Any suggestions as I'd like to Advertise the Club!


----------



## paso (May 14, 2013)

Our metal badge feel off in 2 weeks really very upset about that after paying extra for it the doublesided tape isn't man enough ..can we claim warranty ? :? now only have the Vinyl sticker on the rear hatch poor show [smiley=bigcry.gif]


----------



## illingworth22 (Sep 6, 2011)

paso said:


> Our metal badge feel off in 2 weeks really very upset about that after paying extra for it the doublesided tape isn't man enough ..can we claim warranty ? :? now only have the Vinyl sticker on the rear hatch poor show [smiley=bigcry.gif]


Is that the Gell Sticker or the Cling Film one? Where can I get the Gell sticker from?


----------



## paso (May 14, 2013)

Ours was the Metal Classic badge had a very thick doublesided tape thing on the back very poor IMO :x


----------



## illingworth22 (Sep 6, 2011)

paso said:


> Ours was the Metal Classic badge had a very thick doublesided tape thing on the back very poor IMO :x


Mine too, think ill put new stuff on the back!
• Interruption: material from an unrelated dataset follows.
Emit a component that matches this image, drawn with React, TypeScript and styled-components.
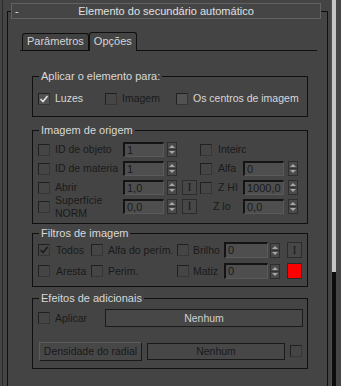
import React from 'react';
import styled, { createGlobalStyle } from 'styled-components';

const BG = '#444444';
const LINE = '#101010';
const LIGHT = '#d8d8d8';
const DIM = '#1a1a1a';

const GlobalStyle = createGlobalStyle`
  html, body {
    margin: 0;
    padding: 0;
    background: ${BG};
  }
  body {
    font-family: "Liberation Sans", Arial, sans-serif;
    font-size: 10.5px;
  }
`;

const Page = styled.div`
  width: 341px;
  height: 386px;
  overflow: hidden;
  display: flex;
  box-sizing: border-box;
  padding-left: 2px;
  background: ${BG};
`;

const Edge = styled.div`
  flex: none;
  width: 1px;
  margin-right: 4px;
  background: #2a2a2a;
`;

const Rollout = styled.div`
  flex: none;
  width: 321px;
  height: 420px;
  box-sizing: border-box;
  margin-top: 11px;
  border: 1px solid ${LINE};
  border-bottom: none;
`;

const TitleBar = styled.div`
  height: 16px;
  box-sizing: border-box;
  margin: -9px 6px 0 3px;
  display: grid;
  grid-template-columns: 1fr auto 1fr;
  align-items: center;
  border: 1px solid #616161;
  background: #454545;
  color: #e0e0e0;
  font-size: 11px;
  line-height: 14px;
`;

const Collapse = styled.span`
  padding-left: 3px;
`;

const ScrollBar = styled.div`
  flex: none;
  width: 4px;
  margin-left: 3px;
  border-left: 1px solid #505050;
  display: flex;
  flex-direction: column;
  background: #0c0c0c;
`;

const Thumb = styled.div`
  height: 272px;
  background: #c4c4c4;
`;

// tabs
const TabStrip = styled.div`
  height: 18px;
  margin: 13px 10px 0 12px;
  padding-left: 2px;
  display: flex;
  align-items: flex-end;
  border-bottom: 1px solid ${LINE};
`;

const Tab = styled.div<{ $active?: boolean }>`
  height: ${p => (p.$active ? 19 : 17)}px;
  margin-bottom: ${p => (p.$active ? -1 : 0)}px;
  box-sizing: border-box;
  padding: 0 4px;
  border: 1px solid ${LINE};
  border-bottom: none;
  border-radius: 3px 3px 0 0;
  background: ${p => (p.$active ? BG : '#414141')};
  color: #d4d4d4;
  font-size: 11px;
  line-height: ${p => (p.$active ? 17 : 15)}px;
`;

const Panel = styled.div`
  display: flex;
  flex-direction: column;
  padding: 25px 0 0 24px;
`;

const Group = styled.div<{ $top: number; $pb: number }>`
  width: 276px;
  box-sizing: border-box;
  margin-top: ${p => p.$top}px;
  padding: 0 0 ${p => p.$pb}px 5px;
  border: 1px solid ${LINE};
`;

const Legend = styled.div`
  width: fit-content;
  height: 14px;
  margin: -8px 0 0 1px;
  padding: 0 2px;
  background: ${BG};
  color: ${LIGHT};
  font-size: 11px;
  line-height: 14px;
  white-space: nowrap;
`;

const ApplyRow = styled.div`
  height: 19px;
  margin-top: 6px;
  display: grid;
  grid-template-columns: 67px 71px auto;
  align-items: center;
`;

const Item = styled.div`
  display: flex;
  align-items: center;
  gap: 5px;
`;

const Label = styled.span<{ $on?: boolean }>`
  color: ${p => (p.$on ? LIGHT : DIM)};
  white-space: nowrap;
  line-height: 13px;
`;

const TwoLine = styled(Label)`
  white-space: normal;
`;

const ZLabel = styled(Label)`
  grid-column: span 2;
  padding-left: 13px;
`;

const SourceGrid = styled.div`
  margin-top: 3px;
  display: grid;
  grid-template-columns: 17px 68px 44px 15px 18px 18px 25px 45px 10px;
  grid-auto-rows: 19px;
  align-items: center;
`;

const FilterGrid = styled.div`
  display: grid;
  grid-template-columns: 18px 35px 17px 69px 16px 31px 46px 17px 15px;
  grid-auto-rows: 20px;
  row-gap: 1px;
  align-items: center;
`;

const EffectRow = styled.div`
  height: 18px;
  margin-top: 4px;
  display: grid;
  grid-template-columns: 67px 198px;
  align-items: center;
`;

const RadialRow = styled.div`
  height: 20px;
  margin-top: 14px;
  padding-left: 1px;
  display: grid;
  grid-template-columns: 103px 138px 12px;
  column-gap: 5px;
  align-items: center;
`;

const Box = styled.span<{ $on?: boolean }>`
  flex: none;
  width: 12px;
  height: 12px;
  box-sizing: border-box;
  display: inline-flex;
  align-items: center;
  justify-content: center;
  border: 1px solid #202020;
  border-right-color: #363636;
  border-bottom-color: #363636;
  background: ${p => (p.$on ? '#525252' : '#454545')};
`;

const Field = styled.div<{ $w: number; $h: number }>`
  width: ${p => p.$w}px;
  height: ${p => p.$h}px;
  box-sizing: border-box;
  padding-left: 2px;
  border-top: 2px solid #141414;
  border-left: 2px solid #141414;
  border-right: 1px solid #5a5a5a;
  border-bottom: 1px solid #5a5a5a;
  background: #4e4e4e;
  color: ${DIM};
  font-size: 11px;
  line-height: ${p => p.$h - 3}px;
  white-space: nowrap;
  overflow: hidden;
`;

const SpinBox = styled.div<{ $h: number }>`
  width: 10px;
  height: ${p => p.$h}px;
  box-sizing: border-box;
  border: 1px solid #2e2e2e;
  background: #4a4a4a;
  display: flex;
  align-items: center;
  justify-content: center;
`;

const IButton = styled.div<{ $h: number }>`
  width: 15px;
  height: ${p => p.$h}px;
  box-sizing: border-box;
  border: 1px solid #2c2c2c;
  background: #474747;
  color: ${DIM};
  font-family: "Liberation Serif", serif;
  font-size: 12px;
  display: flex;
  align-items: center;
  justify-content: center;
`;

const Swatch = styled.div`
  width: 15px;
  height: 16px;
  box-sizing: border-box;
  border: 1px solid #2a2a2a;
  background: #ff0000;
`;

const Button = styled.div<{ $h: number; $on?: boolean; $raised?: boolean }>`
  height: ${p => p.$h}px;
  box-sizing: border-box;
  display: flex;
  align-items: center;
  justify-content: center;
  border: 1px solid #1a1a1a;
  ${p => (p.$raised ? 'border-top-color: #5c5c5c; border-left-color: #5c5c5c;' : '')}
  background: #474747;
  color: ${p => (p.$on ? '#d0d0d0' : DIM)};
  white-space: nowrap;
  overflow: hidden;
`;

const Check = ({ checked, on }: { checked?: boolean; on?: boolean }) => (
  <Box $on={on}>
    {checked && (
      <svg width="10" height="10" viewBox="0 0 10 10">
        <path d="M1.5 5 L4 7.5 L8.5 2" fill="none" stroke={on ? '#e2e2e2' : '#1c1c1c'} strokeWidth="1.6" />
      </svg>
    )}
  </Box>
);

const Spinner = ({ h = 15 }: { h?: number }) => (
  <SpinBox $h={h}>
    <svg width="8" height={h - 2} viewBox={`0 0 8 ${h - 2}`}>
      <path d="M1 5 L4 2 L7 5 Z" fill="#a6a6a6" />
      <path d={`M0 ${(h - 2) / 2} H8`} stroke="#333" strokeWidth="1" />
      <path d={`M1 ${h - 7} L4 ${h - 4} L7 ${h - 7} Z`} fill="#a6a6a6" />
    </svg>
  </SpinBox>
);

const CheckLabel = ({ text, checked, on }: { text: string; checked?: boolean; on?: boolean }) => (
  <Item>
    <Check checked={checked} on={on} />
    <Label $on={on}>{text}</Label>
  </Item>
);

export default function App() {
  return (
    <>
      <GlobalStyle />
      <Page>
        <Edge />
        <Rollout>
          <TitleBar>
            <Collapse>-</Collapse>
            <span>Elemento do secundário automático</span>
            <span />
          </TitleBar>

          <TabStrip>
            <Tab>Parâmetros</Tab>
            <Tab $active>Opções</Tab>
          </TabStrip>

          <Panel>
            <Group $top={0} $pb={8}>
              <Legend>Aplicar o elemento para:</Legend>
              <ApplyRow>
                <CheckLabel text="Luzes" checked on />
                <CheckLabel text="Imagem" />
                <CheckLabel text="Os centros de imagem" on />
              </ApplyRow>
            </Group>

            <Group $top={13} $pb={7}>
              <Legend>Imagem de origem</Legend>
              <SourceGrid>
                <Check />
                <Label>ID de objeto</Label>
                <Field $w={41} $h={15}>1</Field>
                <Spinner />
                <span />
                <Check />
                <Label>Inteirc</Label>
                <span />
                <span />

                <Check />
                <Label>ID de materia</Label>
                <Field $w={41} $h={15}>1</Field>
                <Spinner />
                <span />
                <Check />
                <Label>Alfa</Label>
                <Field $w={41} $h={15}>0</Field>
                <Spinner />

                <Check />
                <Label>Abrir</Label>
                <Field $w={41} $h={15}>1,0</Field>
                <Spinner />
                <IButton $h={15}>I</IButton>
                <Check />
                <Label>Z HI</Label>
                <Field $w={41} $h={15}>1000,0</Field>
                <Spinner />

                <Check />
                <TwoLine>
                  Superfície
                  <br />
                  NORM
                </TwoLine>
                <Field $w={41} $h={15}>0,0</Field>
                <Spinner />
                <IButton $h={15}>I</IButton>
                <ZLabel>Z lo</ZLabel>
                <Field $w={41} $h={15}>0,0</Field>
                <Spinner />
              </SourceGrid>
            </Group>

            <Group $top={9} $pb={5}>
              <Legend>Filtros de imagem</Legend>
              <FilterGrid>
                <Check checked />
                <Label>Todos</Label>
                <Check />
                <Label>Alfa do perím.</Label>
                <Check />
                <Label>Brilho</Label>
                <Field $w={44} $h={16}>0</Field>
                <Spinner h={15} />
                <IButton $h={16}>I</IButton>

                <Check />
                <Label>Aresta</Label>
                <Check />
                <Label>Perim.</Label>
                <Check />
                <Label>Matiz</Label>
                <Field $w={44} $h={16}>0</Field>
                <Spinner h={15} />
                <Swatch />
              </FilterGrid>
            </Group>

            <Group $top={11} $pb={7}>
              <Legend>Efeitos de adicionais</Legend>
              <EffectRow>
                <CheckLabel text="Aplicar" />
                <Button $h={18} $on>Nenhum</Button>
              </EffectRow>
              <RadialRow>
                <Button $h={19} $raised>Densidade do radial</Button>
                <Button $h={17}>Nenhum</Button>
                <Check />
              </RadialRow>
            </Group>
          </Panel>
        </Rollout>
        <ScrollBar>
          <Thumb />
        </ScrollBar>
      </Page>
    </>
  );
}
Only one problem it is totally flat and won't fit the contour of the boot lid!


----------



## TT Mike (Aug 4, 2010)

jont122 said:


> Hello
> 
> I bought a TTOC Metal Badge a few months ago, and the centre of the "O" has fallen out?
> 
> Has anyone else experienced this or is it only me?


My original badge this happened and the weather also got to the colours. Have since updated to the plastic bubble sticker which repels the water.


----------